Di seguito, una tabella che approfondisce questo schema con altri esempi di contenuti e canali.

Esempi di canali e contenuti per ciascuna fase della customer journey

 

L’ultimo clic non è (per forza) quello vincente: come misurare

Iniziare ad usare strumenti con obiettivi diversi dalla conversione immediata, significa adottare metriche di misurazione diverse da quelle con cui valutiamo campagne Ads (il costo a conversione, ad esempio). Dovrete abituarvi a questo approccio mentale e avere pazienza se una campagna display non porta direttamente conversioni: non è il suo compito.

A questo servono i modelli di attribuzione, ovvero l’insieme di regole che determina il modo in cui il credito per vendite e conversioni viene assegnato ai punti di contatto nella customer journey. Se venite da Ads, sarete abituati ad assegnare il 100% del credito ai punti di contatto finali (ossia i clic) che precedono immediatamente le vendite o le conversioni. Ma questo approccio non premia canali che hanno stimolato un interesse e propiziato vendite finalizzate sì da altri strumenti, ma che senza i primi non sarebbero mai avvenute. Chiedete al vostro consulente di marketing di studiare il modello che si adatta meglio alla vostra customer journey, e usatelo da subito.

Insomma, usare il web per coprire meglio il percorso di decisione delle persone aiuta a

  • convertire a costi (complessivamente) più bassi;
  • dare respiro a canali di promozione ormai saturi;
  • aiutare strumenti più votati alla conversione a farlo a costi più accessibili;
  • diversificare le fonti di traffico al sito;
  • dare valore all’utente e raccogliere i frutti senza dipendere sempre dalla pubblicità;
  • diffondere contenuti che potranno generare traffico spontaneo;
  • dare maggiore forza e riconoscibilità al brand.

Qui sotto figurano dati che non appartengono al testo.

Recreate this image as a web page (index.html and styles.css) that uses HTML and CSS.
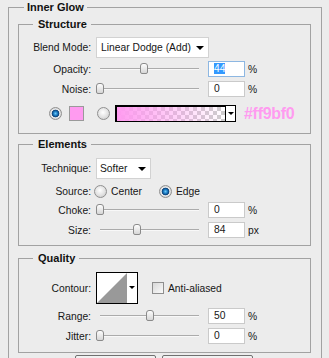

Un’ultima cosa: questo modo di fare marketing online implica per forza spendere di più? Ni.

O meglio. Ci sarà probabilmente da produrre del materiale a cui finora non avevate pensato (il video, la recensione, etc etc). Ma non è detto che l’investimento pubblicitario tout court debba essere maggiore. Prima dovreste puntare a razionalizzare e diversificare la spesa che state già sostenendo; poi, con l’aiuto di un bravo consulente, disegnare un piano di investimento graduale che punti, un po’ alla volta, ad aggiungere risorse man mano che raccogliete i frutti di quanto investito.

Investimenti Digital- vale regola generale: investire con una strategia. No (solo) su Ads.

Avete mai ragionato in questi termini? Qual è la vostra esperienza?